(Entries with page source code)
## START

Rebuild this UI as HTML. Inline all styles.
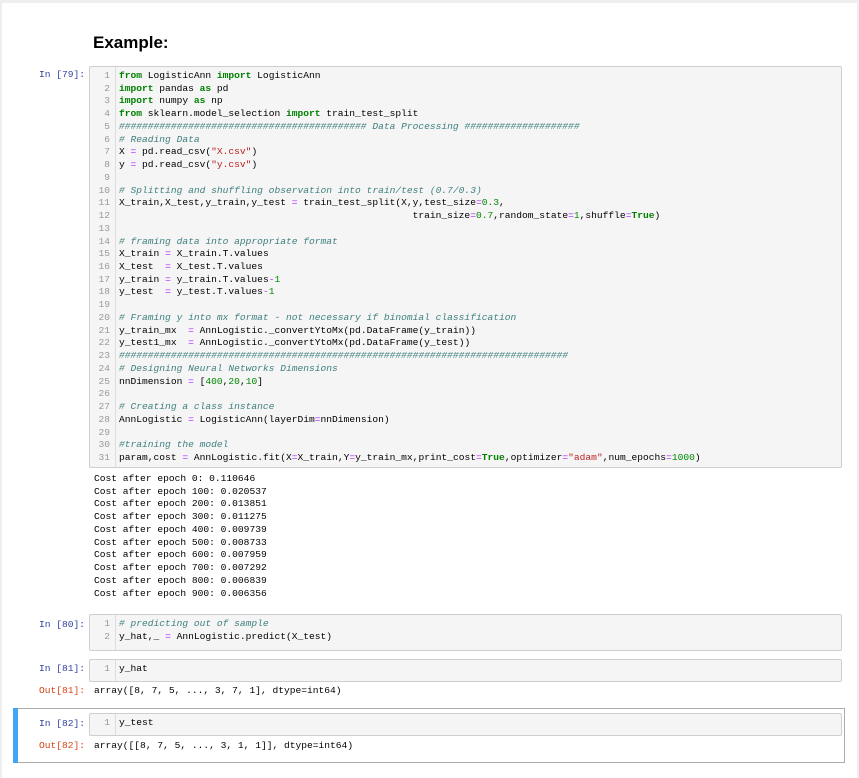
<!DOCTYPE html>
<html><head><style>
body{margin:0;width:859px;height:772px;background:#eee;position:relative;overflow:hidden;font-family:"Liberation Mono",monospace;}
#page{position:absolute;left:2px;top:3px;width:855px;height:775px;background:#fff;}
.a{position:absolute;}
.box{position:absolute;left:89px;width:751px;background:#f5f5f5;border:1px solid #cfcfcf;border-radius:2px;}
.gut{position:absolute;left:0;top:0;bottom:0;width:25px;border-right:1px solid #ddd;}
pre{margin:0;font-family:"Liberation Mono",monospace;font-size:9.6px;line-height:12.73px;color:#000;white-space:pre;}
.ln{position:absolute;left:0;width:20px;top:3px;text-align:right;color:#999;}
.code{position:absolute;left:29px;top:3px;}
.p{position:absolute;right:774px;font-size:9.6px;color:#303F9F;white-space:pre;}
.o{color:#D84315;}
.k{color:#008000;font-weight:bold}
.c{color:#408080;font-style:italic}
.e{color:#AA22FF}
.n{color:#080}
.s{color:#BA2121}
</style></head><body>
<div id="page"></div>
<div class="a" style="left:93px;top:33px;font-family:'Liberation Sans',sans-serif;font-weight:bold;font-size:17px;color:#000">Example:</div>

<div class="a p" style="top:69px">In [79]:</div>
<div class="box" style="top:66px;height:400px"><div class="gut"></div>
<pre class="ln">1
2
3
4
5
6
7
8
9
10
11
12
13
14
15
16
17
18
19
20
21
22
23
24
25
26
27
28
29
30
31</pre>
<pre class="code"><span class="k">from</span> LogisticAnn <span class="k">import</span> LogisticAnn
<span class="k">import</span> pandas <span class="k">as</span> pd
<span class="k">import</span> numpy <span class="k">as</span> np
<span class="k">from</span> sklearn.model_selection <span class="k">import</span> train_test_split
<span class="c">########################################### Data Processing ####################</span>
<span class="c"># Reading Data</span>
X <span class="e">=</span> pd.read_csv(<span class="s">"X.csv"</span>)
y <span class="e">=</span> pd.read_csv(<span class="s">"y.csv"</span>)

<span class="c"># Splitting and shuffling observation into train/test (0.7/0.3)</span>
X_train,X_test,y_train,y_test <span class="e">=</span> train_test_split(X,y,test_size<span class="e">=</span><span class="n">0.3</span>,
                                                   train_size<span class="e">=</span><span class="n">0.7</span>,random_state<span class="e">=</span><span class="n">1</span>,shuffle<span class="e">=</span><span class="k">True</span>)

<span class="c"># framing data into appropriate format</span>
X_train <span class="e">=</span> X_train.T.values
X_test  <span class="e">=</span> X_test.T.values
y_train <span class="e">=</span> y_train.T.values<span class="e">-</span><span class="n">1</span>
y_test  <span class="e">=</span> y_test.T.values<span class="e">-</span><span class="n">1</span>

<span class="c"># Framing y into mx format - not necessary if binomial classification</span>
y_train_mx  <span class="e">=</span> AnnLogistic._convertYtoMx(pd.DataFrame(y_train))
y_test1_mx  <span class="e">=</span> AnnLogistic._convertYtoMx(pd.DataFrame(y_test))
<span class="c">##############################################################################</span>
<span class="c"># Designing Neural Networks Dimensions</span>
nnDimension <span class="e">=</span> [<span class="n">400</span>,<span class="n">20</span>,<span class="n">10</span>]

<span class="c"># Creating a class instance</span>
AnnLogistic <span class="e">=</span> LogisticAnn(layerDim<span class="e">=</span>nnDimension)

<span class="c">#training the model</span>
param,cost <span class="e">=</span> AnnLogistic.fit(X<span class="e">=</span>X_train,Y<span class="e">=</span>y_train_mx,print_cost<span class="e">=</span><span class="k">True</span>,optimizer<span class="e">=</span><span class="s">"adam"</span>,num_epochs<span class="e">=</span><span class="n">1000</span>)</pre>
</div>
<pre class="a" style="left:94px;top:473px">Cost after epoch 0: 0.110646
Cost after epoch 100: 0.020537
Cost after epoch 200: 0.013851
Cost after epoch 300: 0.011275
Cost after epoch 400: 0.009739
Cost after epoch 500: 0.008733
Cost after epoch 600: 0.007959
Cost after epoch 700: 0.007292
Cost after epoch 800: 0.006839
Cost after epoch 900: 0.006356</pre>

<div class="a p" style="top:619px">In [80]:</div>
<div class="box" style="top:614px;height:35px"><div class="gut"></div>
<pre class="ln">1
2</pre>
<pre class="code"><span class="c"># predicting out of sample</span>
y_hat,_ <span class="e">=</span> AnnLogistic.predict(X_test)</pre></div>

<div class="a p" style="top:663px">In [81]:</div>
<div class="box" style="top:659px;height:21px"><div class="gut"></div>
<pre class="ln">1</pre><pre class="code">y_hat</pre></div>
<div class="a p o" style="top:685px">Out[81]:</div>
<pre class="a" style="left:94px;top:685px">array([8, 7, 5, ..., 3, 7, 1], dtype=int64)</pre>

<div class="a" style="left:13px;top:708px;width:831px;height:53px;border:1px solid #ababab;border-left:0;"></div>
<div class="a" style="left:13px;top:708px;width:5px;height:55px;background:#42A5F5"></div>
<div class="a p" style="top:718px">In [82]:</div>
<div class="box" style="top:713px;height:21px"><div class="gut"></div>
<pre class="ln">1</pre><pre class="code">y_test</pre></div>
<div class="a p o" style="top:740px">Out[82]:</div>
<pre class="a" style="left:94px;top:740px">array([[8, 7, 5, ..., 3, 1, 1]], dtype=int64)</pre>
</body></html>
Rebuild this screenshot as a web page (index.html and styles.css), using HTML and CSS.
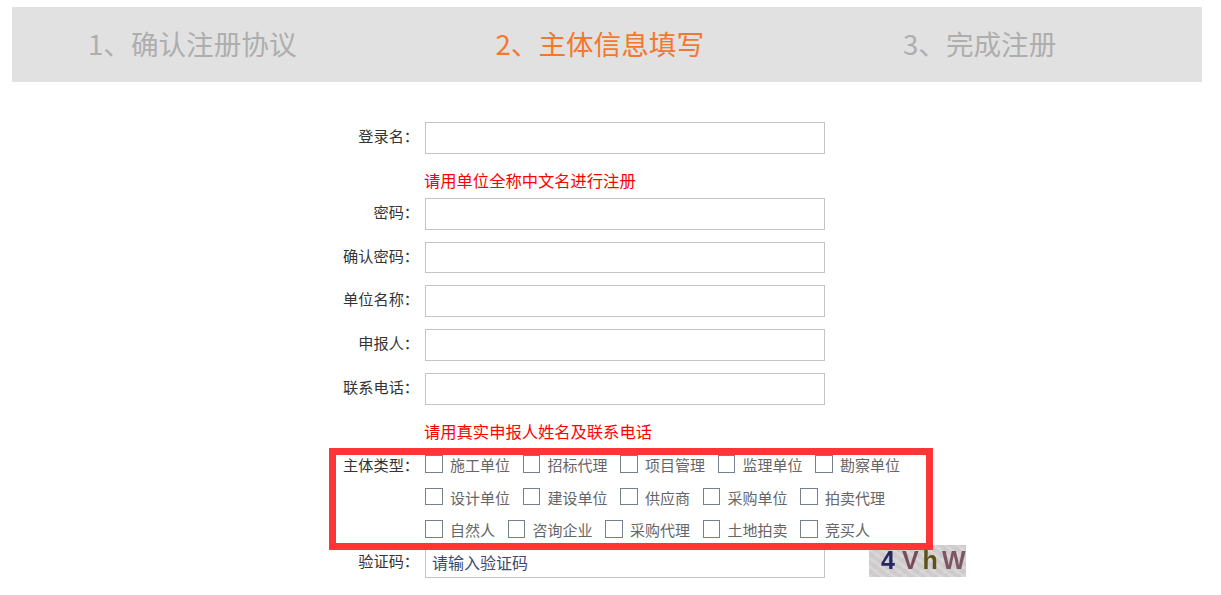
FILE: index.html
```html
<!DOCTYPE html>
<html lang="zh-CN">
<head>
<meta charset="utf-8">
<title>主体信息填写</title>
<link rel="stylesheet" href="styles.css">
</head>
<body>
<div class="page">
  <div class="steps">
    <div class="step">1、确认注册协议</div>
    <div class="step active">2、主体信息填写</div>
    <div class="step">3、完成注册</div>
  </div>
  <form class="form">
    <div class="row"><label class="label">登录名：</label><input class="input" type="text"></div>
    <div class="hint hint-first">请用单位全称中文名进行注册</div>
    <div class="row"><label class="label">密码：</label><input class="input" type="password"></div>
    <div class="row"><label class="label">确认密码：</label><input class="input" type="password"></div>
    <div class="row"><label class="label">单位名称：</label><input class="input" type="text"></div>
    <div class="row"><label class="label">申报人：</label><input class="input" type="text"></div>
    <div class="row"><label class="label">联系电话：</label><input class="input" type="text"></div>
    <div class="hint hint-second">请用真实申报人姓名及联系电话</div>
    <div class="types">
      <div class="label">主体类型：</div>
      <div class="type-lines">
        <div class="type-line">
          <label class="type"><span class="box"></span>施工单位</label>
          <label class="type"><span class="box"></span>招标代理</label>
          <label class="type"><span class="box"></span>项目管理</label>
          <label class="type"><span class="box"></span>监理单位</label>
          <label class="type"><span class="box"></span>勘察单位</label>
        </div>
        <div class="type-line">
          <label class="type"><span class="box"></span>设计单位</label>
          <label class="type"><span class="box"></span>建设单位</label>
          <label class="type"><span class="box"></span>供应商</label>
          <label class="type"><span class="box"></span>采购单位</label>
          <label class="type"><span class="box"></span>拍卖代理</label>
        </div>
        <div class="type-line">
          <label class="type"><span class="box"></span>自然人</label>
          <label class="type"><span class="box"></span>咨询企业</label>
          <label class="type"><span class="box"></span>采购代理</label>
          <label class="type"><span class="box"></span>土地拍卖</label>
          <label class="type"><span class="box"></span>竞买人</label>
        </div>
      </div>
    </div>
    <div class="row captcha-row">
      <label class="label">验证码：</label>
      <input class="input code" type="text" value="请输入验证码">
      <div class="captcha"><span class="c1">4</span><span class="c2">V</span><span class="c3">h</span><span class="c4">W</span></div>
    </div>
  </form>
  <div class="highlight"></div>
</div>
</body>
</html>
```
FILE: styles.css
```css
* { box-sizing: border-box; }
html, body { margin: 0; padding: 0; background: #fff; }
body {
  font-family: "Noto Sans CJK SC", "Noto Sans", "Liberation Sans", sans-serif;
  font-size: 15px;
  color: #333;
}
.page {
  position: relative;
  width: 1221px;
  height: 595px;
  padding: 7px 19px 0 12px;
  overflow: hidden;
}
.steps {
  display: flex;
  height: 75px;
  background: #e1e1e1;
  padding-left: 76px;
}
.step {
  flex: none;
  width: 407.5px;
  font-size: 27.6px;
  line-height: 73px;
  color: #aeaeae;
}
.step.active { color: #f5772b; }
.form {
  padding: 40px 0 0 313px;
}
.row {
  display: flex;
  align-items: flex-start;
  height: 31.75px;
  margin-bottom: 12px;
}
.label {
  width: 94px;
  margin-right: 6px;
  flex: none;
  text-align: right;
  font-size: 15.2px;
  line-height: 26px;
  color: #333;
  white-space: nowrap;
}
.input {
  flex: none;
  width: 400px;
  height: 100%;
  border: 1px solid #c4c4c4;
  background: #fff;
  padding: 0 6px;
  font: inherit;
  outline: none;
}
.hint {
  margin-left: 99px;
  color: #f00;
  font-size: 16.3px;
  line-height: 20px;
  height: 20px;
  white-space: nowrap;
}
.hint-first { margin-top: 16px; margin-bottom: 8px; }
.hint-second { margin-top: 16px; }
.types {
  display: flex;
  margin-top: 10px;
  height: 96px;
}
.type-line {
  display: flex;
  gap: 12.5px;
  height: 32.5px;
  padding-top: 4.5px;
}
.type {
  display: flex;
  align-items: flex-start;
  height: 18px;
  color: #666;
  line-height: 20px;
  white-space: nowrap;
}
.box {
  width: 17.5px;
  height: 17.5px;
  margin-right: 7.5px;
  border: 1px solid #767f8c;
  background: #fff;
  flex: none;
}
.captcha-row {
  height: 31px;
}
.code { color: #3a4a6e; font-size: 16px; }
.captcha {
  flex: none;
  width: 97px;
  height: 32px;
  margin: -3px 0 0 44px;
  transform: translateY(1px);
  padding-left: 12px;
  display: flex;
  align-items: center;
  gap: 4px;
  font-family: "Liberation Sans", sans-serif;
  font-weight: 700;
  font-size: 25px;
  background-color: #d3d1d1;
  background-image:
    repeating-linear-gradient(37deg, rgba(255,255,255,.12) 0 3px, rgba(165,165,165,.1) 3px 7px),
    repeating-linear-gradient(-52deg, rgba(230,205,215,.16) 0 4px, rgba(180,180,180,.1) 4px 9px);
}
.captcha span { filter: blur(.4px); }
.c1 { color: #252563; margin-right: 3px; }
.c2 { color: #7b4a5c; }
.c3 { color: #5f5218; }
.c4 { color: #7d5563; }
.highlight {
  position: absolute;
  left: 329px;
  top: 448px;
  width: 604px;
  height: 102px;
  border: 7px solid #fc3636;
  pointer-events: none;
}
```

## END

▶ **THE TASK**
Tell how many lines of the data above hold the string "Rebuild". Give only the number.

▶ **SOLUTION FOR THIS EXERCISE**
2